Financial services are gate kept from general public and it makes income inequality worse
Nate Hoskin, 24, is one of the youngest financial planners in the United States. He has his own growing firm, Hoskin Capital, and focuses a lot of his attention on the needs of millennial and Generation Z clients.
This includes new developments in the ability to save for retirement and achieve financial stability in the face of multiple recessions, economic impacts from climate change, and the changes to what employers offer their workers in terms of benefits and retirement accounts.
Hoskin has said that Gen Z needs to radically rethink how they're going to retire in the face of this new economy, and strongly suggests taking time to develop multiple streams of income that can continue to serve you as you attempt to move farther away from holding a traditional 9-to-5 job.

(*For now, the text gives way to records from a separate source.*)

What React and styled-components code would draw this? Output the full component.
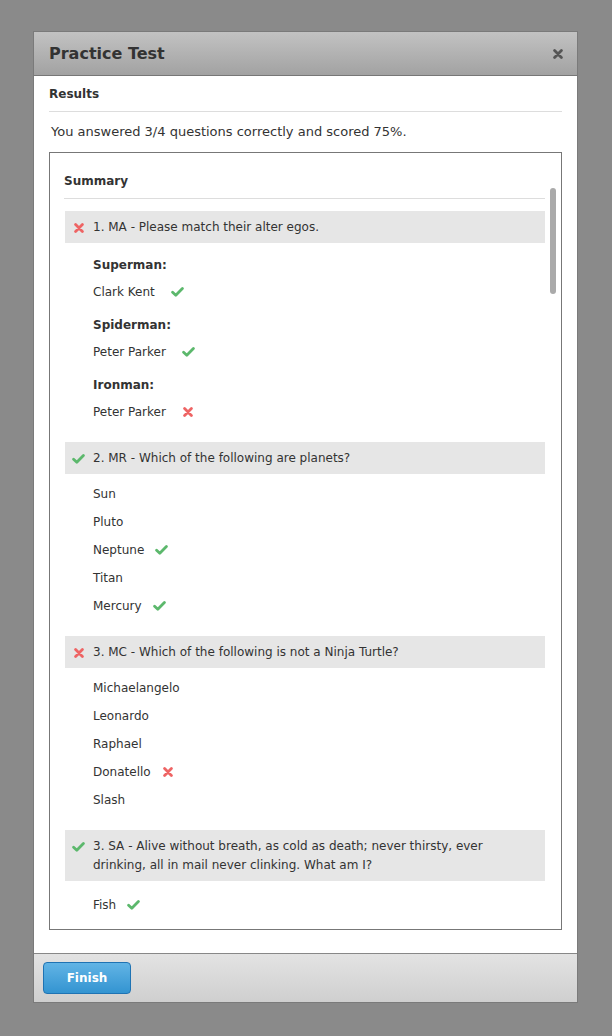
import React from "react";
import styled, { createGlobalStyle } from "styled-components";

const Global = createGlobalStyle`
html, body {
  margin: 0;
  padding: 0;
  background: #8a8a8a;
  font-family: "DejaVu Sans", Verdana, sans-serif;
  color: #333;
}
`;

const Page = styled.div`
  padding: 31px 33px 0 33px;
  height: 1036px;
  box-sizing: border-box;
`;

const Modal = styled.div`
  width: 545px;
  background: #fff;
  border: 1px solid #7a7a7a;
  box-sizing: border-box;
  display: flex;
  flex-direction: column;
`;

const Header = styled.div`
  height: 43px;
  background: linear-gradient(#c2c2c2, #a2a2a2);
  border-bottom: 1px solid #777;
  display: flex;
  align-items: center;
  justify-content: space-between;
  padding: 0 14px 0 15px;
`;

const Title = styled.h1`
  margin: 0;
  font-size: 16px;
  font-weight: bold;
  color: #333;
`;

const Close = styled.span`
  color: #555;
  display: flex;
`;

const Body = styled.div`
  padding: 11px 15px 23px 15px;
`;

const SectionTitle = styled.div`
  font-size: 12px;
  font-weight: bold;
  color: #333;
  padding-bottom: 10px;
  border-bottom: 1px solid #ddd;
`;

const Score = styled.p`
  margin: 12px 0 12px 2px;
  font-size: 13px;
  line-height: 16px;
  color: #333;
`;

const SummaryBox = styled.div`
  position: relative;
  height: 778px;
  border: 1px solid #777;
  box-sizing: border-box;
  overflow: hidden;
`;

const Scroller = styled.div`
  height: 100%;
  overflow-y: auto;
  padding: 21px 16px 0 14px;
  box-sizing: border-box;
  scrollbar-width: none;
  &::-webkit-scrollbar { display: none; }
`;

const Thumb = styled.div`
  position: absolute;
  top: 35px;
  right: 5px;
  width: 6px;
  height: 106px;
  border-radius: 3px;
  background: #aaa;
`;

const SummaryTitle = styled(SectionTitle)`
  padding-bottom: 10px;
  margin-bottom: 12px;
`;

const Question = styled.div`
  margin-bottom: 16px;
`;

const QuestionHead = styled.div`
  display: flex;
  align-items: flex-start;
  background: #e6e6e6;
  padding: 7px 10px 6px 7px;
  margin-left: 1px;
  font-size: 12px;
  line-height: 19px;
  color: #333;
`;

const Mark = styled.span`
  display: inline-flex;
  align-items: center;
  justify-content: center;
  height: 19px;
  width: 13px;
  color: ${(p) => (p.$ok ? "#5cb86c" : "#ee6464")};
  margin-right: ${(p) => p.$gap || 0}px;
  margin-left: ${(p) => p.$left || 0}px;
  flex-shrink: 0;
`;

const Answers = styled.div`
  padding: ${(p) => p.$top}px 0 0 29px;
  display: flex;
  flex-direction: column;
`;

const Label = styled.div`
  font-size: 12px;
  font-weight: bold;
  line-height: 20px;
  margin-top: ${(p) => (p.$first ? 6 : 9)}px;
  margin-bottom: 3px;
`;

const Answer = styled.div`
  display: flex;
  align-items: center;
  font-size: 12px;
  line-height: 20px;
  height: 28px;
`;

const Footer = styled.div`
  height: 48px;
  border-top: 1px solid #888;
  background: linear-gradient(#e3e3e3, #cfcfcf);
  display: flex;
  align-items: center;
  padding: 0 9px;
`;

const FinishButton = styled.button`
  width: 88px;
  height: 32px;
  border: 1px solid #1f73b3;
  border-radius: 4px;
  background: linear-gradient(#62b4e5, #3394d1);
  color: #fff;
  font-family: inherit;
  font-size: 12px;
  font-weight: bold;
  cursor: pointer;
`;

const Cross = ({ size = 10 }) => (
  <svg width={size} height={size} viewBox="0 0 10 10">
    <path d="M1.6 1.6 L8.4 8.4 M8.4 1.6 L1.6 8.4" stroke="currentColor" strokeWidth="2.8" strokeLinecap="round" fill="none" />
  </svg>
);

const Tick = () => (
  <svg width="13" height="10" viewBox="0 0 13 10">
    <path d="M1.6 5.2 L4.8 8.2 L11.4 1.6" stroke="currentColor" strokeWidth="2.8" strokeLinecap="round" strokeLinejoin="round" fill="none" />
  </svg>
);

const Icon = ({ ok, ...rest }) => (
  <Mark $ok={ok} {...rest}>{ok ? <Tick /> : <Cross />}</Mark>
);

const questions = [
  {
    ok: false,
    text: "1. MA - Please match their alter egos.",
    groups: [
      { label: "Superman:", answer: "Clark Kent", ok: true },
      { label: "Spiderman:", answer: "Peter Parker", ok: true },
      { label: "Ironman:", answer: "Peter Parker", ok: false },
    ],
  },
  {
    ok: true,
    text: "2. MR - Which of the following are planets?",
    answers: [
      { text: "Sun" },
      { text: "Pluto" },
      { text: "Neptune", ok: true },
      { text: "Titan" },
      { text: "Mercury", ok: true },
    ],
  },
  {
    ok: false,
    text: "3. MC - Which of the following is not a Ninja Turtle?",
    answers: [
      { text: "Michaelangelo" },
      { text: "Leonardo" },
      { text: "Raphael" },
      { text: "Donatello", ok: false },
      { text: "Slash" },
    ],
  },
  {
    ok: true,
    text: "3. SA - Alive without breath, as cold as death; never thirsty, ever drinking, all in mail never clinking. What am I?",
    short: true,
    answers: [{ text: "Fish", ok: true }],
  },
];

export default function App() {
  return (
    <Page>
      <Global />
      <Modal>
        <Header>
          <Title>Practice Test</Title>
          <Close><Cross size={10} /></Close>
        </Header>
        <Body>
          <SectionTitle>Results</SectionTitle>
          <Score>You answered 3/4 questions correctly and scored 75%.</Score>
          <SummaryBox>
            <Scroller>
              <SummaryTitle>Summary</SummaryTitle>
              {questions.map((q, i) => (
                <Question key={i}>
                  <QuestionHead>
                    <Icon ok={q.ok} $gap={8} />
                    <span>{q.text}</span>
                  </QuestionHead>
                  <Answers $top={q.short ? 10 : 6}>
                    {q.groups &&
                      q.groups.map((g, j) => (
                        <React.Fragment key={j}>
                          <Label $first={j === 0}>{g.label}</Label>
                          <Answer>
                            {g.answer}
                            <Icon ok={g.ok} $left={16} />
                          </Answer>
                        </React.Fragment>
                      ))}
                    {q.answers &&
                      q.answers.map((a, j) => (
                        <Answer key={j}>
                          {a.text}
                          {a.ok !== undefined && <Icon ok={a.ok} $left={11} />}
                        </Answer>
                      ))}
                  </Answers>
                </Question>
              ))}
            </Scroller>
            <Thumb />
          </SummaryBox>
        </Body>
        <Footer>
          <FinishButton>Finish</FinishButton>
        </Footer>
      </Modal>
    </Page>
  );
}
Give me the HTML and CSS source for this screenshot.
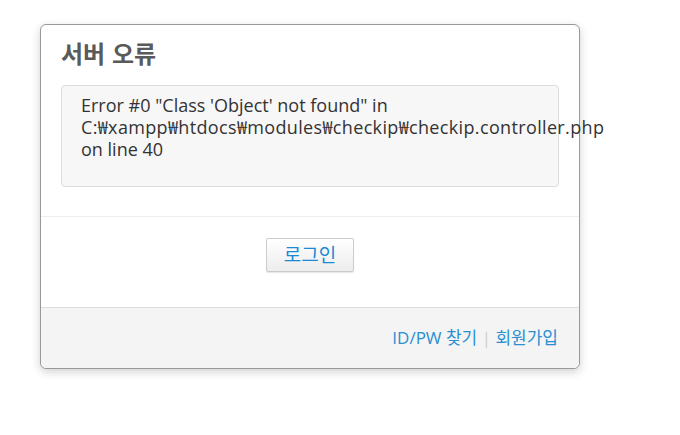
FILE: index.html
```html
<!DOCTYPE html>
<html lang="ko">
<head>
    <meta charset="UTF-8">
    <title>서버 오류</title>
    <link rel="stylesheet" href="styles.css">
</head>
<body>
    <div class="login-box">
        <div class="box-body">
            <h1 class="box-title">서버 오류</h1>
            <div class="error-msg">
                Error #0 "Class 'Object' not found" in<br>
                <span class="path">C:₩xampp₩htdocs₩modules₩checkip₩checkip.controller.php</span><br>
                on line 40
            </div>
        </div>
        <div class="box-action">
            <a class="btn" href="#">로그인</a>
        </div>
        <div class="box-footer">
            <a href="#">ID/PW 찾기</a>
            <span class="sep">|</span>
            <a href="#">회원가입</a>
        </div>
    </div>
</body>
</html>
```

FILE: styles.css
```css
body {
    margin: 0;
    padding: 24px 40px;
    background: #fff;
    font-family: "Open Sans", "Noto Sans CJK KR", sans-serif;
    color: #333;
}

.login-box {
    width: 538px;
    border: 1px solid #999;
    border-radius: 6px;
    box-shadow: 0 3px 10px rgba(0, 0, 0, 0.18);
    background: #fff;
}

.box-body {
    padding: 12px 20px 29px;
    border-bottom: 1px solid #eee;
}

.box-title {
    margin: 0 0 16px;
    font-family: "Noto Sans CJK KR", sans-serif;
    font-size: 24px;
    line-height: 32px;
    font-weight: bold;
    color: #5a5a5a;
}

.error-msg {
    background: #f7f7f7;
    border: 1px solid #ddd;
    border-radius: 4px;
    padding: 8px 19px 26px;
    font-size: 18px;
    line-height: 22px;
    color: #333;
}

/* 긴 경로는 박스 밖으로 넘침 */
.path {
    white-space: nowrap;
    letter-spacing: 0.35px;
}

.box-action {
    padding: 21px 0 35px;
    border-bottom: 1px solid #ddd;
    text-align: center;
}

.btn {
    display: inline-block;
    width: 86px;
    height: 32px;
    line-height: 32px;
    border: 1px solid #ccc;
    border-radius: 2px;
    background: linear-gradient(#fff, #ececec);
    box-shadow: 0 1px 1px rgba(0, 0, 0, 0.1);
    color: #1a8ad4;
    font-size: 19px;
    text-decoration: none;
}

.box-footer {
    background: #f4f4f4;
    border-radius: 0 0 6px 6px;
    padding: 17px 21px 17px;
    text-align: right;
    font-size: 17px;
    line-height: 26px;
}

.box-footer a {
    color: #2a8fd2;
    text-decoration: none;
}

.box-footer .sep {
    color: #ccc;
}
```
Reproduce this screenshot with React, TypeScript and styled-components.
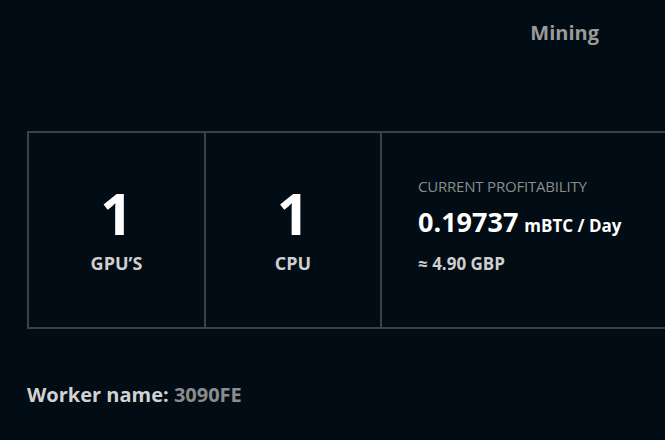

He doesn't just dispense this advice — he also lives it. In addition to his firm, Hoskin also has a 9-to-5 where he counsels clients who are in some of the lowest tax brackets in this country, and helps them get from crisis to crisis when it comes to feeding kids and keeping a roof over their heads.
"I am here to help people who don't traditionally get access to financial advice because I saw how simple it was because of my previous jobs," Hoskin said, who has worked for hedge funds in the past. "We were working with multimillionaires, and I saw the systems that they were using and what was available to them."
Hoskin said that these resources can potentially be available to everyone, but are often "gate kept" because it's not as profitable to work for clients that have lower incomes.
Hoskin said that with his own firm, he's less interested in maximizing his own income as much as possible, and wants to focus on providing services that have never existed before for the populations that he caters to.
"Inevitably it's going to make me some money," Hoskin said. We're going to be charging subscriptions and managing people's money — and that money is going to grow — but I have no interest in trying to sell this company for $100 million or anything like that."